No modelo brasileiro de cartões, diferentemente do que ocorre em outros países, o consumidor é "forçado", comportando-se racionalmente, a comprar a prazo, seja porque o preço único é dividido igualmente em várias "prestações sem juros", seja por causa da oportunidade do "período de graça" - até 40 dias. Seria melhor o fim desse prazo "gratuito" sem pagar juros correspondentes à compra a prazo, desde que pagasse "juro civilizado" - não extorsivo - a partir do dia seguinte ao da compra, pois o custo de oportunidade desse "benefício" também é precificado.

Outra mudança necessária para baixar os juros dos cartões de crédito seria revogação da proibição do Código de Defesa do Consumidor de fazer diferenciação de preços em "com cartão" e "sem cartão", ou seja, à vista e a prazo. Deveria pelo menos autorizar, se não for o caso de obrigar, os comerciantes a cobrarem preços diferenciados para pagamento com ou sem cartão de crédito.

Essa autorização seria positiva por evitar subsídios cruzados entre portadores e não portadores de cartão. Esses subsídios cruzados ocorrem quando é feito o repasse de todos os custos dos estabelecimentos com a venda a prazo (a taxa de desconto - uma proporção do valor da venda -, que embute também a tarifa de intercâmbio dos credenciadores, o custde oportunidade e/ou o custo com adiantamento de recebíveis) para os preços finais, inclusive à vista. Estes preços inflados são, então, justos para os portadores de cartão de crédito, mas injustos para os consumidores sem acesso aos cartões.

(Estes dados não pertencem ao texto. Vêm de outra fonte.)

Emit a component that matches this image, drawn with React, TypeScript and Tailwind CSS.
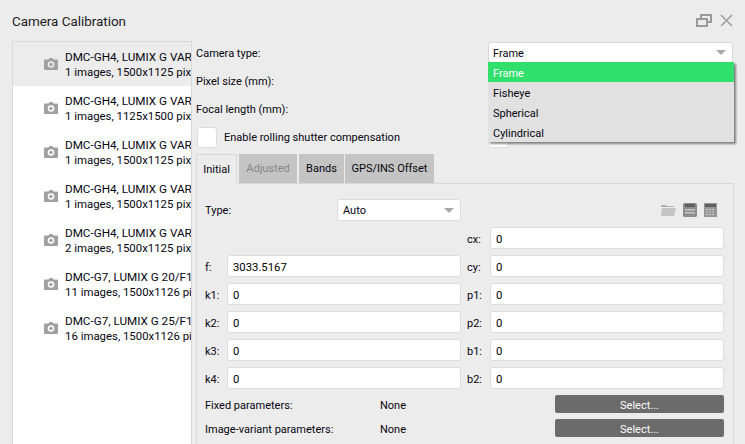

Em "mercados de dois lados", como é o dos cartões, além do preço do produto, a demanda depende também de como o custo é repartido entre os consumidores finais. É tal como ocorre em boates. Tem maior clientela a que cobrar menos das mulheres. A loja que cobrar menos dos "sem cartões" também venderá mais.

Isso é contrário ao argumento de que a diferenciação de preços tornaria o uso de cartão de crédito menos atrativo para os consumidores. Pela externalidade da rede, havendo menos consumidores, menos lojistas se interessariam em se manter no sistema, com encolhimento prejudicial para todos seus participantes. Entretanto, esse argumento é falseado pelas atrações de comprar a prazo, desde que se pague um juro razoável, ganhar prêmio pela fidelização ao seu uso consciente, e obter a segurança dos cartões como meios de pagamento.